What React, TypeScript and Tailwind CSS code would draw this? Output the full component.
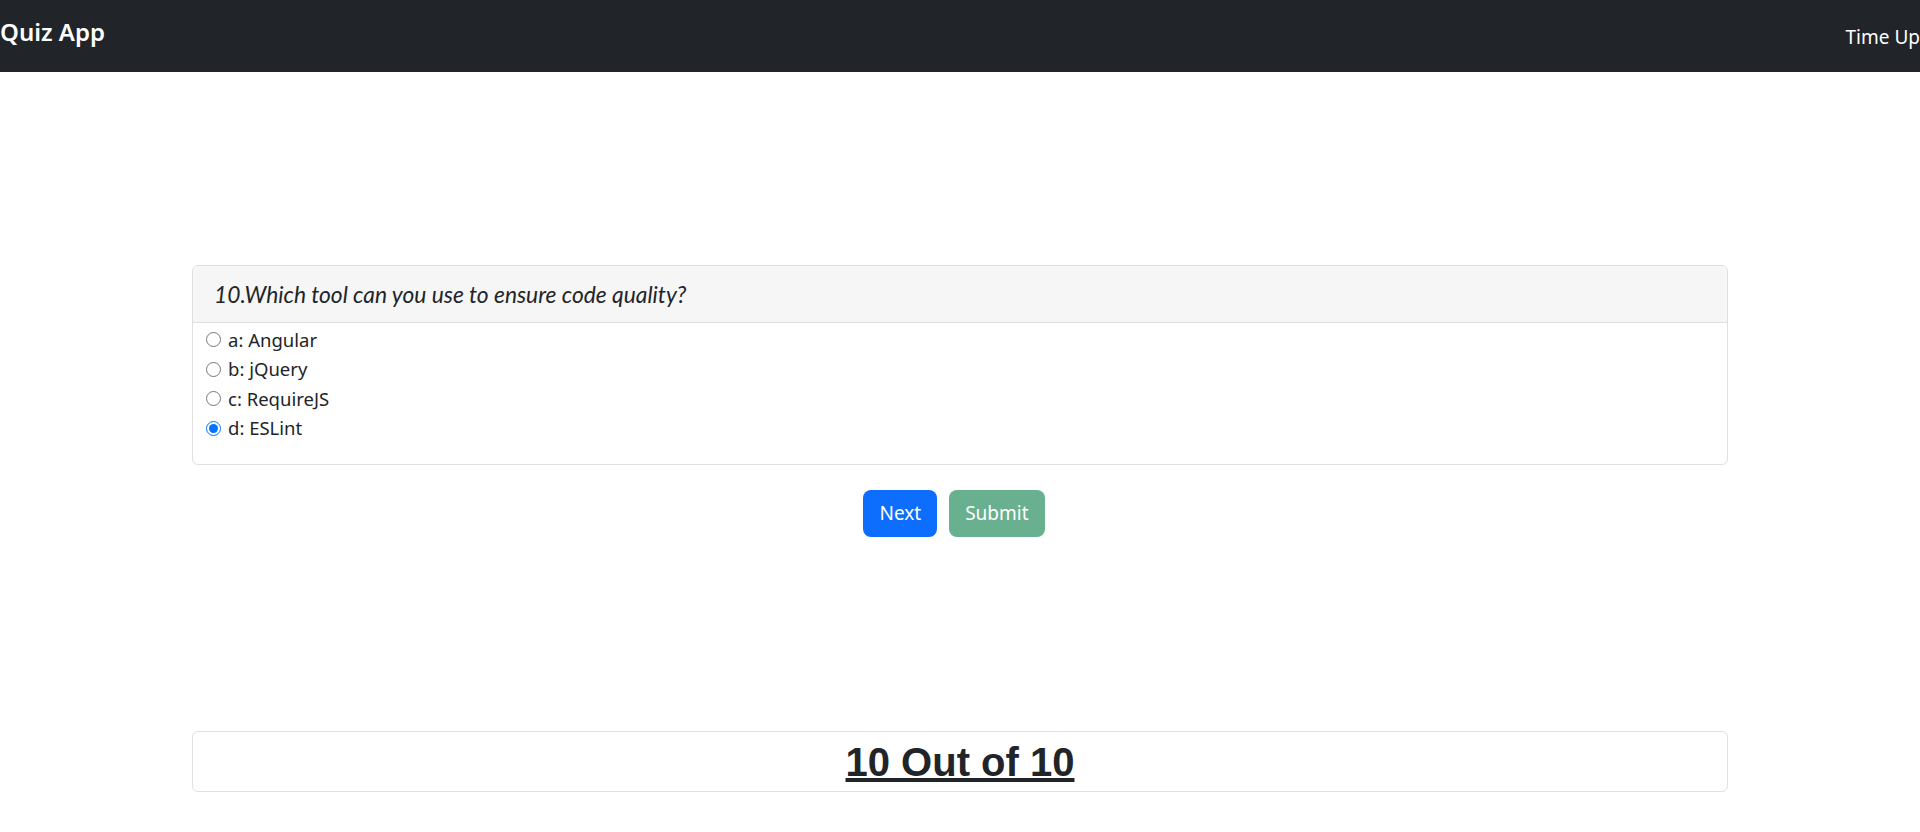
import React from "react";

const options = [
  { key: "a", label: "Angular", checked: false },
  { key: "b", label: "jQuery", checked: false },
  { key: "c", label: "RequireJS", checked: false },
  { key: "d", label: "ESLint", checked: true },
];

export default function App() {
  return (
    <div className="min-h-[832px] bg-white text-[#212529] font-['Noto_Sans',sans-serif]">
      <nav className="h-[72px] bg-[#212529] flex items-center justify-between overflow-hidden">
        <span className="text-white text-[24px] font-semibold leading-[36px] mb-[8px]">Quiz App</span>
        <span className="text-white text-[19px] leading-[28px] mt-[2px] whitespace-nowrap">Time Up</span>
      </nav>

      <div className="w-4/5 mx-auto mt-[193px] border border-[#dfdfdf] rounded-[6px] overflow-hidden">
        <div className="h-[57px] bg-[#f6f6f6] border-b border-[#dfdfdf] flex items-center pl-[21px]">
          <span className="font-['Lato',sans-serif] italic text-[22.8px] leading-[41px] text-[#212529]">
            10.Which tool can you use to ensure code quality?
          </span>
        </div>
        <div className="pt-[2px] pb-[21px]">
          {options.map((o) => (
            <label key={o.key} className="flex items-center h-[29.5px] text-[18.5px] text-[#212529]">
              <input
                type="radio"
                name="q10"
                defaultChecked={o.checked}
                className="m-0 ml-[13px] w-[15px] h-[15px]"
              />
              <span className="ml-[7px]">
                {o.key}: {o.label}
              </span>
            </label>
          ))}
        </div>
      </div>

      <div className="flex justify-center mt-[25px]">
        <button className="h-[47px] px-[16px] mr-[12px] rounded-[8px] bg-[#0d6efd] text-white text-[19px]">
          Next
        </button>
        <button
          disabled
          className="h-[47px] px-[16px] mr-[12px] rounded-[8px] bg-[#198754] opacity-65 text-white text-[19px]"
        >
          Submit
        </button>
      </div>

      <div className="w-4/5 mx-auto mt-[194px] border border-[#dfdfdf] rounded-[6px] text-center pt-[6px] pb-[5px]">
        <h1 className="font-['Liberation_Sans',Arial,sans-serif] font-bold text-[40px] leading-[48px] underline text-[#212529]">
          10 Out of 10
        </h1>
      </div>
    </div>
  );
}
——————
= Task requirements =
Scan the data for the word "React" and copy every line where it shows up.

= Answer to the exercise =
What React, TypeScript and Tailwind CSS code would draw this? Output the full component.
import React from "react";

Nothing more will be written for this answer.